Bicara Ahlussunnah Wal jama'ah , NU sudah remi menyatakan
bahwa paham keagamaan yg dianut adalah paham AhlusSunnah Wal Jama'ah ( ASWAJA)
, namun apakah paham ini hanya milik NU sendiri ? Tentu NU sebagai Organisasi
yg berjiwa besar dan selalu mengutamakan kepentingan Umat tetap jujur dan
terbuka menyatakan bahwa paham ini merupakan Paham yg dianut Umat Islam ( bukan
hanya NU ) , berikut kutipan mengenai arti Paham ASWAJA versi NU yg
kami dapat dari Web
Ponpes Attohirriyyah
Ahlusssunnah
wa al-Jama’ah (ASWAJA)pada hakikatnya adalah ajaran Islam seperti yang
diajarkan oleh Rasulullah dan para sahabatnya. Oleh karena itu, secara embrional, ASWAJA
sudah muncul sejak munculnya Islam itu sendiri. Hanya saja penamaan Ahlussunnah wa al-Jamaah
sebagai sebuah nama kelompok tidaklah
lahir pada masa Rasulullah, tetapi baru muncul pada akhir abad ke 3 Hijriyah. Dalam
catatan sejarah pemikiran Islam, Al-Zabidi adalah ulama yang pertama kali
mengenalkan istilah Ahlussunnah wa al-Jamaah. Beliu mengatakan “ kalau
dikatakan Ahlussunnah wa al-Jamaah, maka yang dimaksud adalah kelompok ummat
Islam yang mengikuti imam al-Asy’ari dan al-Maturidi dalam bidang ilmu Tauhid.

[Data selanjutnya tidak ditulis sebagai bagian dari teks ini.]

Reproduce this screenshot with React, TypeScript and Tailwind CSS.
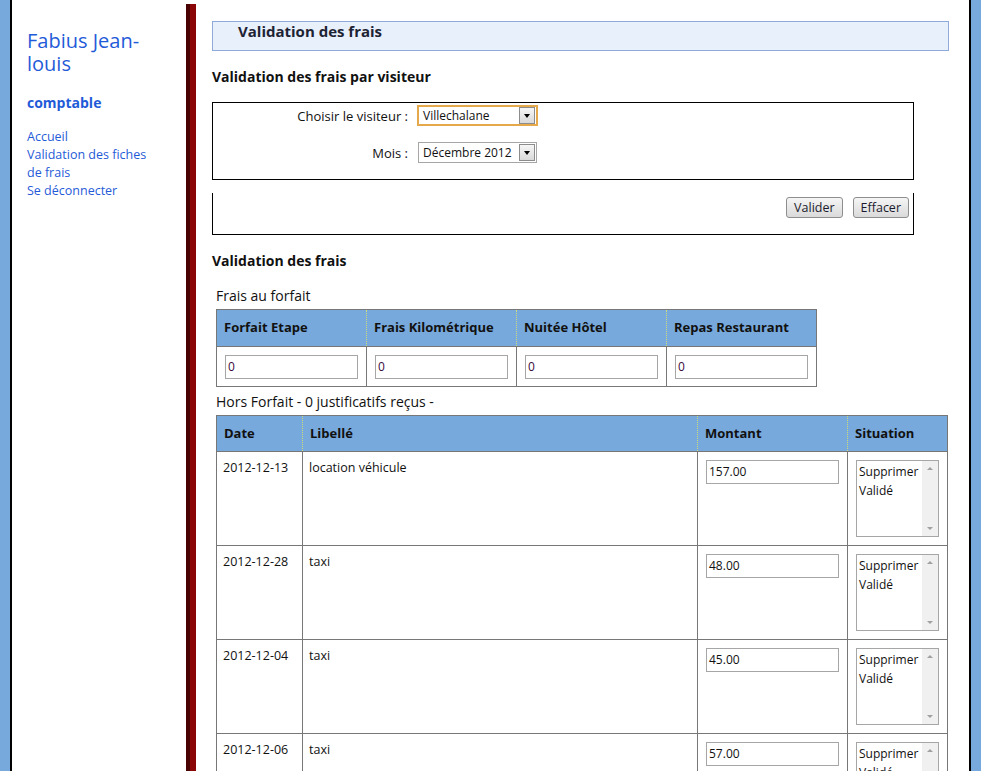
import React from "react";

const font = "font-['Open_Sans','Lato',sans-serif]";

type Row = { date: string; label: string; amount: string };

const rows: Row[] = [
  { date: "2012-12-13", label: "location véhicule", amount: "157.00" },
  { date: "2012-12-28", label: "taxi", amount: "48.00" },
  { date: "2012-12-04", label: "taxi", amount: "45.00" },
  { date: "2012-12-06", label: "taxi", amount: "57.00" },
];

function SelectBox({ value, width, focused }: { value: string; width: string; focused?: boolean }) {
  return (
    <div
      className={`flex h-[21px] items-center justify-between bg-white pl-[4px] pr-[1px] ${width} ${
        focused ? "border-2 border-[#e5a84b]" : "border border-[#a6a6a6]"
      }`}
    >
      <span className="text-[12px] leading-[16px] text-[#111]">{value}</span>
      <span className="flex h-[17px] w-[16px] items-center justify-center border border-[#8c8c8c] bg-gradient-to-b from-[#f6f6f6] to-[#d9d9d9]">
        <span className="h-0 w-0 border-x-[3.5px] border-t-[4px] border-x-transparent border-t-black" />
      </span>
    </div>
  );
}

function Listbox() {
  return (
    <div className="flex h-[77px] w-[83px] border border-[#a6a6a6] bg-white">
      <div className="flex-1 pl-[2px] pt-[1px] text-[12px] leading-[19px] text-[#111]">
        <div>Supprimer</div>
        <div>Validé</div>
      </div>
      <div className="flex w-[16px] flex-col items-center justify-between bg-[#f0f0f0] py-[6px]">
        <span className="h-0 w-0 border-x-[3px] border-b-[3px] border-x-transparent border-b-[#a0a0a0]" />
        <span className="h-0 w-0 border-x-[3px] border-t-[3px] border-x-transparent border-t-[#a0a0a0]" />
      </div>
    </div>
  );
}

function Button({ children }: { children: React.ReactNode }) {
  return (
    <button className="h-[21px] rounded-[3px] border border-[#8e8e8e] bg-gradient-to-b from-[#f5f5f5] to-[#dadada] px-[7px] text-[12.5px] leading-[16px] text-[#1b1b2e]">
      {children}
    </button>
  );
}

const thSep = "border-b border-l border-[#777] border-l-[#cfdc7c] [border-left-style:dotted]";

export default function App() {
  return (
    <div className={`min-h-[771px] bg-[#78a9dc] px-[10px] ${font}`}>
      <div className="flex min-h-[771px] border-x-2 border-black bg-white">
        {/* sidebar */}
        <aside className="w-[174px] shrink-0 pl-[15px] pt-[29px] text-[#1f5bd8]">
          <div className="text-[20px] leading-[23px]">
            Fabius Jean-
            <br />
            louis
          </div>
          <div className="mt-[19px] text-[14px] font-bold leading-[18px]">comptable</div>
          <nav className="mt-[16px] flex flex-col text-[12.5px] leading-[18px]">
            <a>Accueil</a>
            <a>Validation des fiches</a>
            <a>de frais</a>
            <a>Se déconnecter</a>
          </nav>
        </aside>

        <div className="mt-[4px] flex w-[10px] shrink-0">
          <div className="w-[4px] bg-[#4a0202]" />
          <div className="w-[6px] bg-[#8a0505]" />
        </div>

        {/* content */}
        <main className="flex-1 pl-[16px] pr-[20px] pt-[21px] text-[#111]">
          <div className="h-[30px] border border-[#8fa9d8] bg-[#e8f0fc] pl-[25px] text-[15px] font-bold leading-[18px] text-[#1d2333]">
            Validation des frais
          </div>

          <h2 className="mt-[17px] text-[14px] font-bold leading-[18px]">Validation des frais par visiteur</h2>

          <div className="mt-[16px] h-[78px] w-[702px] border border-black pt-[2px]">
            <div className="flex items-center">
              <span className="w-[195px] text-right text-[13px] leading-[18px]">Choisir le visiteur :</span>
              <div className="ml-[9px]">
                <SelectBox value="Villechalane" width="w-[121px]" focused />
              </div>
            </div>
            <div className="mt-[16px] flex items-center">
              <span className="w-[195px] text-right text-[13px] leading-[18px]">Mois :</span>
              <div className="ml-[10px]">
                <SelectBox value="Décembre 2012" width="w-[119px]" />
              </div>
            </div>
          </div>

          <div className="mt-[13px] flex h-[42px] w-[702px] justify-end gap-[10px] border-x border-b border-black pr-[4px] pt-[4px]">
            <Button>Valider</Button>
            <Button>Effacer</Button>
          </div>

          <h2 className="mt-[17px] text-[14px] font-bold leading-[18px]">Validation des frais</h2>

          <div className="ml-[4px] mt-[17px]">
            <div className="text-[14px] leading-[18px]">Frais au forfait</div>
            <table className="mt-[4px] border-collapse border border-[#777]">
              <thead>
                <tr className="h-[37px] bg-[#78a9dc] text-left text-[13px] font-bold">
                  {["Forfait Etape", "Frais Kilométrique", "Nuitée Hôtel", "Repas Restaurant"].map((h, i) => (
                    <th key={h} className={`w-[150px] px-[7px] ${i > 0 ? thSep : "border-b border-[#777]"}`}>
                      {h}
                    </th>
                  ))}
                </tr>
              </thead>
              <tbody>
                <tr className="h-[40px]">
                  {[0, 1, 2, 3].map((i) => (
                    <td key={i} className="border border-[#777] pl-[8px]">
                      <div className="flex h-[24px] w-[133px] items-center border border-[#a6a6a6] pl-[2px] text-[12px] text-[#3b0a3b]">
                        0
                      </div>
                    </td>
                  ))}
                </tr>
              </tbody>
            </table>

            <div className="mt-[6px] text-[14px] leading-[18px]">Hors Forfait - 0 justificatifs reçus -</div>
            <table className="mt-[4px] w-[732px] border-collapse border border-[#777]">
              <thead>
                <tr className="h-[36px] bg-[#78a9dc] text-left text-[13px] font-bold">
                  <th className="w-[86px] border-b border-[#777] px-[7px]">Date</th>
                  <th className={`w-[395px] px-[7px] ${thSep}`}>Libellé</th>
                  <th className={`w-[150px] px-[7px] ${thSep}`}>Montant</th>
                  <th className={`px-[7px] ${thSep}`}>Situation</th>
                </tr>
              </thead>
              <tbody>
                {rows.map((r) => (
                  <tr key={r.date} className="h-[94px] align-top text-[12.5px]">
                    <td className="border border-[#777] px-[6px] pt-[7px] leading-[17px]">{r.date}</td>
                    <td className="border border-[#777] px-[6px] pt-[7px] leading-[17px]">{r.label}</td>
                    <td className="border border-[#777] pl-[8px] pt-[8px]">
                      <div className="flex h-[24px] w-[133px] items-center border border-[#a6a6a6] pl-[2px] text-[12px]">
                        {r.amount}
                      </div>
                    </td>
                    <td className="border border-[#777] pl-[8px] pt-[8px]">
                      <Listbox />
                    </td>
                  </tr>
                ))}
              </tbody>
            </table>
          </div>
        </main>
      </div>
    </div>
  );
}
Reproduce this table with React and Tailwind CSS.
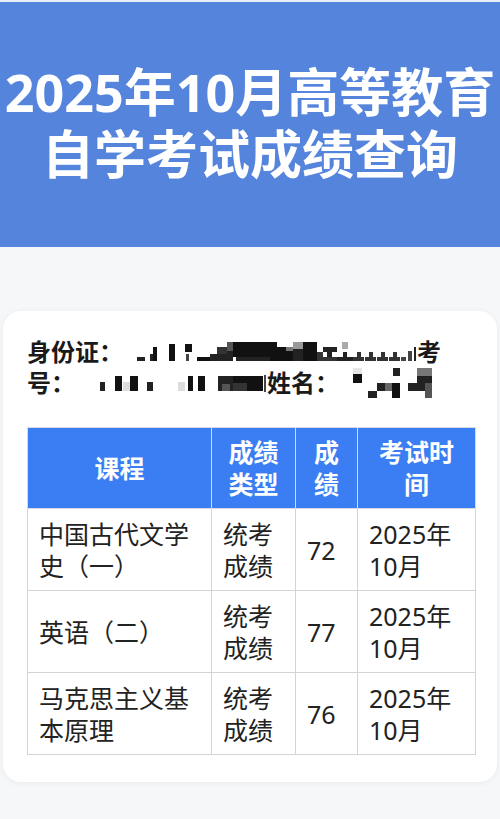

Namun demikian rumusan al-Zabidi di atas tentu hanya satu versi dari sebuah
rumusan definisi ASWAJA di antara definisi-definisi lainnya.
Salah satu ormas keagamaan yang kemudian menformulasikan
ajaran ASWAJA sebagai dasar ajaran agamanya misalnya adalah Nahdhatul Ulama
(NU). Kerangka pemahaman ASWAJA yang dikembangkan NU memiliki
karakteristik yang khusus yang mungkin juga membedakan dengan kelompok muslim
lainya yaitu bahwa ajaran ASWAJA
yang dikembangkan berporos
pada tiga ajaran pokok dalam Islam yang meliputi bidang aqidah, Fiqh dan Tasawwuf.
Di
bidang Aqidah,
model yang diikuti oleh NU
adalah pemikiran-pemikiran
aqidah yang dikembangkan
oleh Abu Hasan al-‘Asy’ari dan Abu Mansur al-Maturidi. Pada bidang
Fiqh, mengikuti model pemikiran dan metode istinbat hukum yang dikembangkan
empat imam madzhab (aimmat al- madzahib al-arba’ah)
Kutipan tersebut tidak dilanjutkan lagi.